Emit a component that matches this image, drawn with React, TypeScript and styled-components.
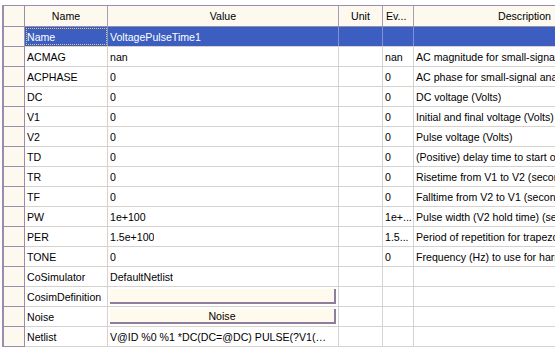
import React from 'react';
import styled, { createGlobalStyle } from 'styled-components';

const GlobalStyle = createGlobalStyle`
  html, body {
    margin: 0;
    padding: 0;
    background: #ffffff;
    overflow: hidden;
  }
  body {
    font-family: "Liberation Sans", Arial, sans-serif;
    font-size: 10.6px;
    color: #000;
  }
`;

const COLS = [83, 231, 44, 31, 222];

const StyledPage = styled.div`
  width: 555px;
  height: 356px;
  overflow: hidden;
  padding: 5px 0 0 2px;
  box-sizing: border-box;
`;

const StyledGrid = styled.div`
  border-top: 1px solid #9a8cab;
  border-left: 2px solid #9a8cab;
  width: 700px;
`;

const StyledHeaderRow = styled.div`
  display: flex;
  height: 20px;
  border-bottom: 1px solid #9a8cab;
  background: #fdf9ee;
`;

const StyledRow = styled.div<{ $selected?: boolean }>`
  display: flex;
  height: 19px;
  border-bottom: 1px solid #d6d3ce;
  background: ${(p) => (p.$selected ? '#3c5ec0' : '#ffffff')};
  color: ${(p) => (p.$selected ? '#ffffff' : '#000000')};
`;

const StyledRowHead = styled.div<{ $header?: boolean }>`
  flex: 0 0 21px;
  box-sizing: border-box;
  background: #fdf9ee;
  border-right: 1px solid #9a8cab;
  margin-bottom: ${(p) => (p.$header ? '0' : '-1px')};
  border-bottom: ${(p) => (p.$header ? 'none' : '1px solid #9a8cab')};
`;

const StyledHeadCell = styled.div<{ $w: number; $align?: string }>`
  flex: 0 0 ${(p) => p.$w}px;
  box-sizing: border-box;
  border-right: 1px solid #a89db6;
  display: flex;
  align-items: center;
  justify-content: ${(p) => p.$align || 'center'};
  padding: 0 3px;
  white-space: nowrap;
  overflow: hidden;
`;

const StyledCell = styled.div<{ $w: number; $selected?: boolean; $focus?: boolean }>`
  flex: 0 0 ${(p) => p.$w}px;
  box-sizing: border-box;
  border-right: 1px solid ${(p) => (p.$selected ? '#7f93d3' : '#d6d3ce')};
  display: flex;
  align-items: center;
  padding: 0 2px;
  white-space: nowrap;
  overflow: hidden;
  outline: ${(p) => (p.$focus ? '1px dotted #e8c860' : 'none')};
  outline-offset: -2px;
`;

const StyledText = styled.span`
  overflow: hidden;
  text-overflow: ellipsis;
  white-space: nowrap;
`;

const StyledButton = styled.div`
  flex: 1;
  height: 15px;
  margin-top: 2px;
  align-self: flex-start;
  background: #fffaee;
  border-bottom: 2px solid #8e7e9c;
  border-right: 2px solid #8e7e9c;
  box-sizing: border-box;
  display: flex;
  align-items: center;
  justify-content: center;
`;

type Row = {
  name: string;
  value?: string;
  ev?: string;
  desc?: string;
  button?: boolean;
  selected?: boolean;
};

const rows: Row[] = [
  { name: 'Name', value: 'VoltagePulseTime1', selected: true },
  { name: 'ACMAG', value: 'nan', ev: 'nan', desc: 'AC magnitude for small-signal analysis (Volts)' },
  { name: 'ACPHASE', value: '0', ev: '0', desc: 'AC phase for small-signal analysis (Degrees)' },
  { name: 'DC', value: '0', ev: '0', desc: 'DC voltage (Volts)' },
  { name: 'V1', value: '0', ev: '0', desc: 'Initial and final voltage (Volts)' },
  { name: 'V2', value: '0', ev: '0', desc: 'Pulse voltage (Volts)' },
  { name: 'TD', value: '0', ev: '0', desc: '(Positive) delay time to start of pulse (seconds)' },
  { name: 'TR', value: '0', ev: '0', desc: 'Risetime from V1 to V2 (seconds)' },
  { name: 'TF', value: '0', ev: '0', desc: 'Falltime from V2 to V1 (seconds)' },
  { name: 'PW', value: '1e+100', ev: '1e+...', desc: 'Pulse width (V2 hold time) (seconds)' },
  { name: 'PER', value: '1.5e+100', ev: '1.5...', desc: 'Period of repetition for trapezoidal pulse (seconds)' },
  { name: 'TONE', value: '0', ev: '0', desc: 'Frequency (Hz) to use for harmonic balance' },
  { name: 'CoSimulator', value: 'DefaultNetlist' },
  { name: 'CosimDefinition', value: '', button: true },
  { name: 'Noise', value: 'Noise', button: true },
  { name: 'Netlist', value: 'V@ID %0 %1 *DC(DC=@DC) PULSE(?V1(@V1) ?V2(@V2) ?TD(@TD))' },
];

export default function App() {
  return (
    <StyledPage>
      <GlobalStyle />
      <StyledGrid>
        <StyledHeaderRow>
          <StyledRowHead $header />
          <StyledHeadCell $w={COLS[0]}>Name</StyledHeadCell>
          <StyledHeadCell $w={COLS[1]}>Value</StyledHeadCell>
          <StyledHeadCell $w={COLS[2]}>Unit</StyledHeadCell>
          <StyledHeadCell $w={COLS[3]} $align="flex-start">Ev...</StyledHeadCell>
          <StyledHeadCell $w={COLS[4]}>Description</StyledHeadCell>
        </StyledHeaderRow>
        {rows.map((r) => (
          <StyledRow key={r.name} $selected={r.selected}>
            <StyledRowHead />
            <StyledCell $w={COLS[0]} $selected={r.selected} $focus={r.selected}>
              {r.name}
            </StyledCell>
            <StyledCell $w={COLS[1]} $selected={r.selected}>
              {r.button ? <StyledButton>{r.value}</StyledButton> : <StyledText>{r.value}</StyledText>}
            </StyledCell>
            <StyledCell $w={COLS[2]} $selected={r.selected} />
            <StyledCell $w={COLS[3]} $selected={r.selected}>
              {r.ev}
            </StyledCell>
            <StyledCell $w={COLS[4]} $selected={r.selected}>
              {r.desc}
            </StyledCell>
          </StyledRow>
        ))}
      </StyledGrid>
    </StyledPage>
  );
}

***

▶ _Your objective_
For each line of the listing that holds the word "React", show that line.

▶ _Solution for this problem_
Emit a component that matches this image, drawn with React, TypeScript and styled-components.
import React from 'react';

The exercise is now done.